This past Friday, Jewish colleagues and friends set upon social media with lively discussions about Haaretz’s endorsement of Barack Obama for a second term in office. The question at hand seemed to be why a foreign newspaper — and an Israeli one in particular — would endorse an American presidential candidate.

Implicit in the conversations was the concern that Israeli institutions, including the premiership, defense establishment, and now even news media, were inserting themselves indecorously into American politics. Likewise, below the surface lay an age-old worry: is it good for the Jews?

While these perturbations should not be dismissed, it seems that they would benefit from greater contextualization. The question might not be why an Israeli publication (and one of great repute at that) would endorse an American candidate, but rather why it shouldn’t.

First, Haaretz is but one of many foreign newspapers to endorse an American candidate for president. While fewer foreign media outlets appear to have done so this presidential election than the last, I spent some quality time this weekend poring over the London Economist’s political analysis and rather weak endorsement of President Obama.

Likewise, there is no reason to suggest that such endorsements are confined to newspapers. It would seem that the Nobel Prize Committee functionally endorsed President Obama earlier on in his term, and that there has been a slew of commentaries from foreign leaders about the elections.

Just yesterday, Mexico’s former president, Vicente Fox, lambasted Mitt Romney and his stance on immigration:

He himself has immigrant [roots]. I don’t understand — why this position?… Maybe they have figured out that without the Hispanic vote they can make it. And let’s say that is true. But what is going to be the capacity of the nation during the next four years if there is a divide?

Likewise, one might remember the “rebuke” that British Prime Minister David Cameron gave Romney in a spat over the London Olympics, suggesting that Romney was in no place to criticize the British government, given that he had only helped orchestrate Olympic games in “the middle of nowhere.”

That Israel’s Prime Minister Benjamin Netanyahu has danced a somewhat careful dance between American candidates does not mean that he has lacked for expression of opinion about them or their policies. It is widely understood that he would prefer a Romney presidency to a second term for President Obama.

Prime Minister Benjamin Netanyahu welcomes Mitt Romney at his Jerusalem office, July, 2012 (photo credit: Avi Ohayon/GPO/Flash90)

Prime Minister Benjamin Netanyahu welcomes Mitt Romney at his Jerusalem office, July, 2012 (photo credit: Avi Ohayon/GPO/Flash90)

The question remains, however, why we should mind that the head of state from one country would rather collaborate with one candidate from another — and expresses his or her views. Even as Israel holds an important place within American foreign policy, would we really be bold enough to suggest that its place is more important for American foreign policy than that of Mexico or Great Britain, its geographically proximate and longest-standing allies, respectively?

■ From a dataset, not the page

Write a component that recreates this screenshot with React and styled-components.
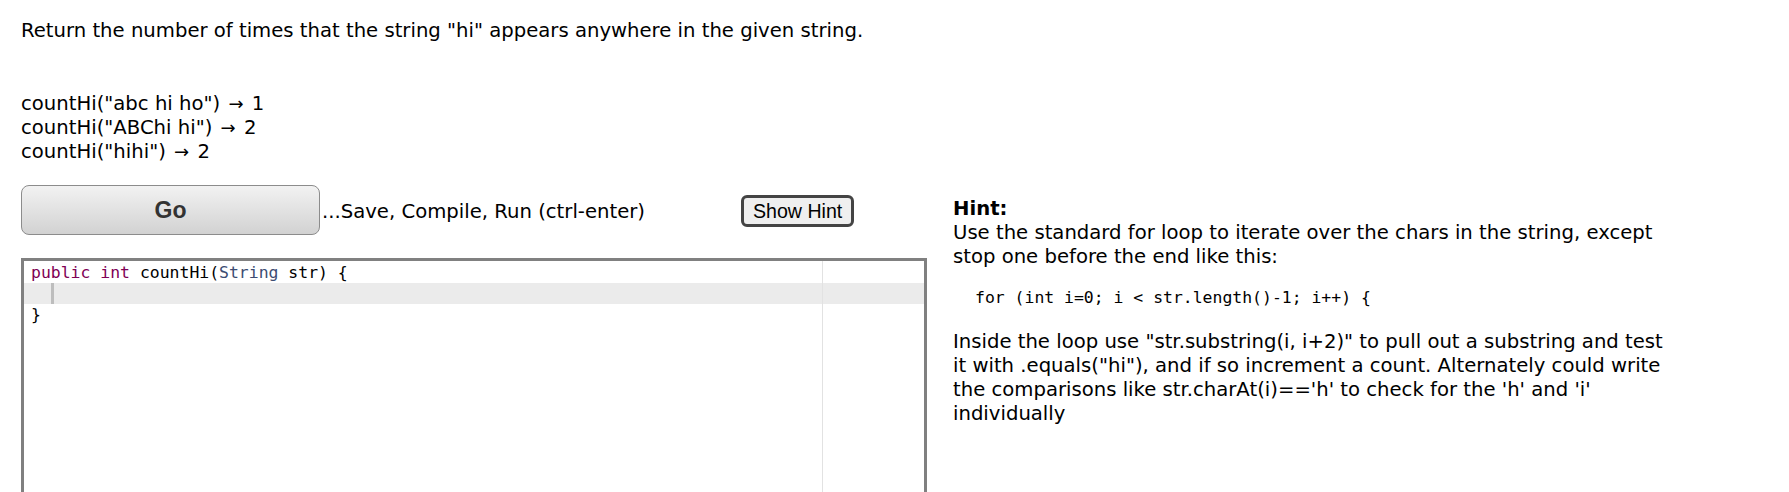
import React from 'react'
import styled, { createGlobalStyle } from 'styled-components'

const GlobalStyle = createGlobalStyle`
    body {
        margin: 0;
        background: #fff;
        color: #000;
        font-family: "DejaVu Sans", Verdana, sans-serif;
        font-size: 19.65px;
    }
`

const Page = styled.div`
    padding: 19px 0 0 21px;
    line-height: 24px;
`
const Prompt = styled.p`
    margin: 0;
`
const Examples = styled.div`
    margin-top: 49px;
`
const Arrow = styled.span`
    font-size: 18px;
    margin: 0 2px;
`
const Workspace = styled.div`
    display: flex;
    align-items: flex-start;
    margin-top: 21px;
`
const LeftCol = styled.div`
    width: 906px;
    flex: 0 0 906px;
`
const Toolbar = styled.div`
    display: flex;
    align-items: baseline;
`
const GoButton = styled.button`
    box-sizing: border-box;
    width: 299px;
    height: 50px;
    border: 1px solid #8c8c8c;
    border-radius: 8px;
    background: linear-gradient(#f2f2f2, #d2d2d2);
    color: #333;
    font-family: "Liberation Sans", Arial, sans-serif;
    font-weight: bold;
    font-size: 23px;
    padding: 0;
`
const Caption = styled.span`
    flex: 0 0 419px;
    margin-left: 2px;
`
const HintButton = styled.button`
    box-sizing: border-box;
    height: 32px;
    padding: 0 9px;
    border: 3px solid #444;
    border-radius: 6px;
    background: #efefef;
    color: #000;
    font-family: "Liberation Sans", Arial, sans-serif;
    font-size: 19.6px;
`
const Editor = styled.div`
    position: relative;
    margin-top: 23px;
    height: 300px;
    border: 3px solid #808080;
    padding-top: 1px;
    font-family: "DejaVu Sans Mono", Consolas, monospace;
    font-size: 16.45px;
    line-height: 21px;
    overflow: hidden;
`
const CodeLine = styled.div`
    height: 21px;
    padding-left: 7px;
    white-space: pre;
    background: ${p => (p.$active ? '#ebebeb' : 'transparent')};
`
const Keyword = styled.span`
    color: #7f0055;
`
const TypeName = styled.span`
    color: #3c4c72;
`
const Cursor = styled.span`
    display: inline-block;
    width: 3px;
    height: 21px;
    vertical-align: top;
    background: #bdbdbd;
`
const PrintMargin = styled.div`
    position: absolute;
    top: 0;
    bottom: 0;
    left: 798px;
    width: 1px;
    background: #e2e2e2;
`
const HintCol = styled.div`
    margin-left: 26px;
    padding-top: 12px;
    white-space: nowrap;
`
const HintTitle = styled.div`
    font-weight: bold;
`
const HintCode = styled.pre`
    margin: 18px 0 21px 22px;
    font-family: "DejaVu Sans Mono", Consolas, monospace;
    font-size: 16.45px;
    line-height: 22px;
`

const App = () => {
    return (
        <Page>
            <GlobalStyle />
            <Prompt>Return the number of times that the string "hi" appears anywhere in the given string.</Prompt>
            <Examples>
                <div>countHi("abc hi ho") <Arrow>→</Arrow> 1</div>
                <div>countHi("ABChi hi") <Arrow>→</Arrow> 2</div>
                <div>countHi("hihi") <Arrow>→</Arrow> 2</div>
            </Examples>
            <Workspace>
                <LeftCol>
                    <Toolbar>
                        <GoButton>Go</GoButton>
                        <Caption>...Save, Compile, Run (ctrl-enter)</Caption>
                        <HintButton>Show Hint</HintButton>
                    </Toolbar>
                    <Editor>
                        <CodeLine>
                            <Keyword>public</Keyword> <Keyword>int</Keyword> countHi(<TypeName>String</TypeName> str) {'{'}
                        </CodeLine>
                        <CodeLine $active>{'  '}<Cursor /></CodeLine>
                        <CodeLine>{'}'}</CodeLine>
                        <PrintMargin />
                    </Editor>
                </LeftCol>
                <HintCol>
                    <HintTitle>Hint:</HintTitle>
                    Use the standard for loop to iterate over the chars in the string, except<br />
                    stop one before the end like this:
                    <HintCode>for (int i=0; i &lt; str.length()-1; i++) {'{'}</HintCode>
                    Inside the loop use "str.substring(i, i+2)" to pull out a substring and test<br />
                    it with .equals("hi"), and if so increment a count. Alternately could write<br />
                    the comparisons like str.charAt(i)=='h' to check for the 'h' and 'i'<br />
                    individually
                </HintCol>
            </Workspace>
        </Page>
    )
}

export default App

What appears to be reflected in Haaretz’s endorsement of Obama, more than the uniqueness of America’s relationship with Israel, is the recognition of globalization and the extent to which the leaders of one country impact the realities in others. The person elected president of the United States will influence the well-being of citizens in countless countries around the world. Correspondingly, Israel is but one American ally whose political and thought leaders are expressing opinions about the potential leaders of the United States.

What is unique about Haaretz’s endorsement of President Obama, and ongoing commentaries about the election, is not the endorsement itself, but the self-consciousness it has evoked among some American Jews. While at times the recurrent discussion of American foreign policy in the Middle East can grow unnerving, we should rejoice in the fact that Israel remains integrally connected to the process of globalization, and its press free to comment on whatever it so chooses — whether domestically, or overseas.

It would be problematic if Haaretz were speaking on behalf of all Jews, and not just the intellectual elite of Israel (who comprise a large portion of its readers). American Jews are not out of bounds to worry that Israeli governmental, social, and media institutions might at some moments overreach and venture to present their own constituents’ views as normative for all Jews. But the vibrancy of Israel’s press should be a cause for joy — and the views it presents a start, not close, to conversations about international diplomacy.

Haaretz should be commended for its endorsement of an American presidential candidate, and other Israeli publications should be encouraged to follow suit, to display with greater clarity the diversity of views held within Israel itself.